TASK DIRECTIONS: Find every line with the string "screenshot" in it, count them, and reply with that count only.

------------------------------------------------

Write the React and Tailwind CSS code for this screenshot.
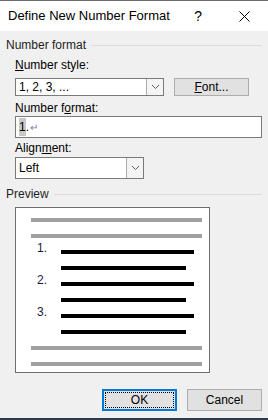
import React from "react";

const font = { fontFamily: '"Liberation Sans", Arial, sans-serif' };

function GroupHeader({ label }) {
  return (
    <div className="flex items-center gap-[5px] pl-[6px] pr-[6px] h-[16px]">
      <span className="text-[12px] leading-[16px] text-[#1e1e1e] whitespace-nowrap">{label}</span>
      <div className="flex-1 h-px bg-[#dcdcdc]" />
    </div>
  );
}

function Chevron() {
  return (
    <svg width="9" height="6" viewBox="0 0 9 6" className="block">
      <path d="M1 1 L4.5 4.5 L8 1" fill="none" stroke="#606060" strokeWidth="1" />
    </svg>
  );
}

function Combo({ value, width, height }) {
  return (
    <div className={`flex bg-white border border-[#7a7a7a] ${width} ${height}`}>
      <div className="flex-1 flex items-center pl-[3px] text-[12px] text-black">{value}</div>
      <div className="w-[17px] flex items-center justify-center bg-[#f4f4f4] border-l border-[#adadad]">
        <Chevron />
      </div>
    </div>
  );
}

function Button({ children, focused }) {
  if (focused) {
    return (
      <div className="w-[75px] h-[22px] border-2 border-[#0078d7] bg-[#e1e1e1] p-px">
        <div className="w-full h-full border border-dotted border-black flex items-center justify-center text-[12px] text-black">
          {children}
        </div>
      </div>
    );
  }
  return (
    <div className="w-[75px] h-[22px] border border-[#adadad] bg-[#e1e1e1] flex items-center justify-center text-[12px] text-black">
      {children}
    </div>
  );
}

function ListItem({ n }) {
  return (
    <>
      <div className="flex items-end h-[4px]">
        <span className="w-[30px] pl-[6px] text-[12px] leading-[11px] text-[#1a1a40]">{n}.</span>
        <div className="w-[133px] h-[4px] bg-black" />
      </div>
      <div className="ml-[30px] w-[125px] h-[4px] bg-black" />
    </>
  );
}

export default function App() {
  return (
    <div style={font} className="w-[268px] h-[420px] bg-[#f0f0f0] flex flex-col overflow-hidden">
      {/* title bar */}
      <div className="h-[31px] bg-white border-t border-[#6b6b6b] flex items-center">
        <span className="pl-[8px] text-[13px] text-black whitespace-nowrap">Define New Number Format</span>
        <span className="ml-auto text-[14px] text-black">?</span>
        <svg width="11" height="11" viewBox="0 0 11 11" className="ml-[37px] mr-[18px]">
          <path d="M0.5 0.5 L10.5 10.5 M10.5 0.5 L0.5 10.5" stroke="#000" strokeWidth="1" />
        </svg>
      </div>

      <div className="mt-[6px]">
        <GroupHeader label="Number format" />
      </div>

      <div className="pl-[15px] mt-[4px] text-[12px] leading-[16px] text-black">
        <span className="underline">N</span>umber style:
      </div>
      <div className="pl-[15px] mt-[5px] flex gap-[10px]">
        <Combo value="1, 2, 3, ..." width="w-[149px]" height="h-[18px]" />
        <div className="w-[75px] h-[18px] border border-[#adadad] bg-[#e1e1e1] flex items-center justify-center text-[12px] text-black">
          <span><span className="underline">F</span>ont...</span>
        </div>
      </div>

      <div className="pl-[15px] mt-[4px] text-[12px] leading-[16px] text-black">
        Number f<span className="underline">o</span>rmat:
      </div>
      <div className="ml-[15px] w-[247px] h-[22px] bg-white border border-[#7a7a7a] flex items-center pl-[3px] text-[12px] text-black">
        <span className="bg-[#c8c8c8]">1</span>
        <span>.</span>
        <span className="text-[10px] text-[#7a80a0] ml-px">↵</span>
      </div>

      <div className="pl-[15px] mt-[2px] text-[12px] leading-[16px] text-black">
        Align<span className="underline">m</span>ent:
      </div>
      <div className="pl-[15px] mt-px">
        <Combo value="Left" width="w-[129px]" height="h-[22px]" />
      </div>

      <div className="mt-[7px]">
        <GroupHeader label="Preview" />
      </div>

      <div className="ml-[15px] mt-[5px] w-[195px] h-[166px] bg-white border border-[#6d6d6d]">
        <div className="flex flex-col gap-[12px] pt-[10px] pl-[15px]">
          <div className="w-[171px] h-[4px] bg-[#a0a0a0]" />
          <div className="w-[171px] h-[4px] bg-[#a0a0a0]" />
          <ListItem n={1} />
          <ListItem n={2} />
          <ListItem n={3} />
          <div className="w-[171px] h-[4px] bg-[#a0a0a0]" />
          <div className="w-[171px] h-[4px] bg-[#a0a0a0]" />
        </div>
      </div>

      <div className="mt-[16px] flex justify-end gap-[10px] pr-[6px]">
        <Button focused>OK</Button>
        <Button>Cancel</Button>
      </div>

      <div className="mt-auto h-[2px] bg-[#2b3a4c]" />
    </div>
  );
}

------------------------------------------------

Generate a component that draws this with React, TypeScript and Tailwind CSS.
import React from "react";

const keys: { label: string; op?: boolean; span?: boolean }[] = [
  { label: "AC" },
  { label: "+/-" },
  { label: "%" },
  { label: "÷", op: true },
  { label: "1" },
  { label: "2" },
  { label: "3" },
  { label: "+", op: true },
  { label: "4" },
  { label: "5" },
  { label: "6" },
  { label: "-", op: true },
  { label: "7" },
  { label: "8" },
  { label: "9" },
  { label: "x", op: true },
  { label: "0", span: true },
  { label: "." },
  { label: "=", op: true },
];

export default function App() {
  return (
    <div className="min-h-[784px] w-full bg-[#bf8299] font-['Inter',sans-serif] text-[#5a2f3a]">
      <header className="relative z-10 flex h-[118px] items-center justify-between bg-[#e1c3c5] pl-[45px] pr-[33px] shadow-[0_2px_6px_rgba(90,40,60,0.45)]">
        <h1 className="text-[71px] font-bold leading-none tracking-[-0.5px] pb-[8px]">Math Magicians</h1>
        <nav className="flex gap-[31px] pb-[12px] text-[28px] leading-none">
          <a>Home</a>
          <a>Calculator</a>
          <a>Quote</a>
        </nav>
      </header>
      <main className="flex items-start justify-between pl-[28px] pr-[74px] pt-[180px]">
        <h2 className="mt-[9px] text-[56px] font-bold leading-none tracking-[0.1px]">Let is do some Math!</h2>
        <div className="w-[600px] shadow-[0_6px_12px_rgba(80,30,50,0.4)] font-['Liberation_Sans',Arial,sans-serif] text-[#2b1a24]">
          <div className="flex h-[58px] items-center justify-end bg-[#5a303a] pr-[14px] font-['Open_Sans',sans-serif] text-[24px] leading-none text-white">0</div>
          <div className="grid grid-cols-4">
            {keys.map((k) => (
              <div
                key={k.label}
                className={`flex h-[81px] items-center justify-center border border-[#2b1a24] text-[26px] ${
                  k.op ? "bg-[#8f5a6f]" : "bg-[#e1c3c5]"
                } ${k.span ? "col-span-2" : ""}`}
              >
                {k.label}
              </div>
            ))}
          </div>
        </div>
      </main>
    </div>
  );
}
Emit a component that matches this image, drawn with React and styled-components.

------------------------------------------------

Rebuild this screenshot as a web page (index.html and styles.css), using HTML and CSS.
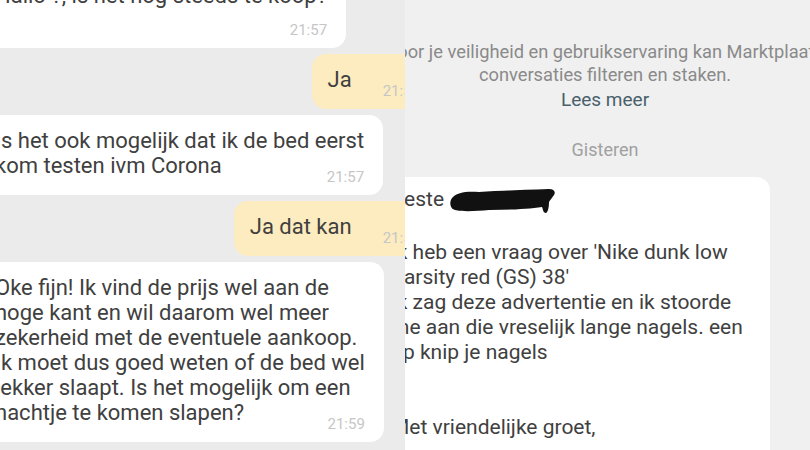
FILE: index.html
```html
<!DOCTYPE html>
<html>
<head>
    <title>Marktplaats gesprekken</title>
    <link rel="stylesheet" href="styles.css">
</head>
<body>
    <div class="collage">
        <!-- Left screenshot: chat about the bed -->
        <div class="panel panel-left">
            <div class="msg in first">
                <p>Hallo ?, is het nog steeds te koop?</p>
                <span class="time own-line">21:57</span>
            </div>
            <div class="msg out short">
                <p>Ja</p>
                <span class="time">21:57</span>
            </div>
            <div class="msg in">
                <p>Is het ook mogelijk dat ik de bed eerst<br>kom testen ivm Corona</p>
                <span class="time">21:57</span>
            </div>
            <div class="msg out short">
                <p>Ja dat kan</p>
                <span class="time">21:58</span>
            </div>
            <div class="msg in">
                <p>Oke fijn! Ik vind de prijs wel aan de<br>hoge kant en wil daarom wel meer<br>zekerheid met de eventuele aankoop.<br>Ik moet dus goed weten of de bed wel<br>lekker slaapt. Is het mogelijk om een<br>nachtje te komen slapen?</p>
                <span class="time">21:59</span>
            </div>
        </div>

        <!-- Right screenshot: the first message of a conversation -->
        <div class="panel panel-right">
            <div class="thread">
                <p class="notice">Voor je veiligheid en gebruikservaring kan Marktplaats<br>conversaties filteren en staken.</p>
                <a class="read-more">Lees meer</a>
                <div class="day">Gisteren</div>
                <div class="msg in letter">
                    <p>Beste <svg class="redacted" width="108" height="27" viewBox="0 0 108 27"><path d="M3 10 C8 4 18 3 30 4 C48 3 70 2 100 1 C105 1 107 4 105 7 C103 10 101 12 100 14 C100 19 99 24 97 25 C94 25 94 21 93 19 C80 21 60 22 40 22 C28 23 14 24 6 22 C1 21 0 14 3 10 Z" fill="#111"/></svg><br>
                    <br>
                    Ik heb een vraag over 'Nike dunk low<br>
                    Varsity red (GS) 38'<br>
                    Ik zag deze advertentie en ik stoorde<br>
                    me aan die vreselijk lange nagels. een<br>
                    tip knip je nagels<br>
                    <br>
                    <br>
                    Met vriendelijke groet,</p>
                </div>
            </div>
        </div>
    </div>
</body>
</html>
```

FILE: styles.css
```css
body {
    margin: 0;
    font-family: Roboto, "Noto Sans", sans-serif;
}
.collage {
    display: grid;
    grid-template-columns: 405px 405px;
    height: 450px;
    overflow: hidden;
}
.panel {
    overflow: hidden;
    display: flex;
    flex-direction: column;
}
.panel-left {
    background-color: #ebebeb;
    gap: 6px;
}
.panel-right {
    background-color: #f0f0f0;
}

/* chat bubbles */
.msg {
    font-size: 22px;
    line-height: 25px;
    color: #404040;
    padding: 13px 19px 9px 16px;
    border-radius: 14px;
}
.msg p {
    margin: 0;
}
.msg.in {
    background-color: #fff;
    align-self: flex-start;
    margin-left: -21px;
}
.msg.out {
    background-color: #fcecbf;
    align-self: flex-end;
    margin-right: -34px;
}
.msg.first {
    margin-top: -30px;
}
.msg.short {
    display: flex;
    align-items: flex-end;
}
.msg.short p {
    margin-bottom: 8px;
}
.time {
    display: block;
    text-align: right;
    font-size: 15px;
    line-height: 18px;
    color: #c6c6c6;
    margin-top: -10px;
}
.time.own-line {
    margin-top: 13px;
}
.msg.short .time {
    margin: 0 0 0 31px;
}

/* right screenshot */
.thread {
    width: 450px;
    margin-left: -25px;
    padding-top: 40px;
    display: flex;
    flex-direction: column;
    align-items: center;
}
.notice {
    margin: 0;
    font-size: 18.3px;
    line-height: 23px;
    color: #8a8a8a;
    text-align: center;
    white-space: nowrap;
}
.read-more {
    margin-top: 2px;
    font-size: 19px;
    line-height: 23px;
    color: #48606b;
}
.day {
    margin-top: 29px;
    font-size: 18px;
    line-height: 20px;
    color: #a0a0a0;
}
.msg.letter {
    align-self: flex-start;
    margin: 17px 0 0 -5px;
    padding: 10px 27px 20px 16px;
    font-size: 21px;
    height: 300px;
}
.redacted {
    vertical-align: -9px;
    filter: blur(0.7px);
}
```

------------------------------------------------

THE REPLY: 5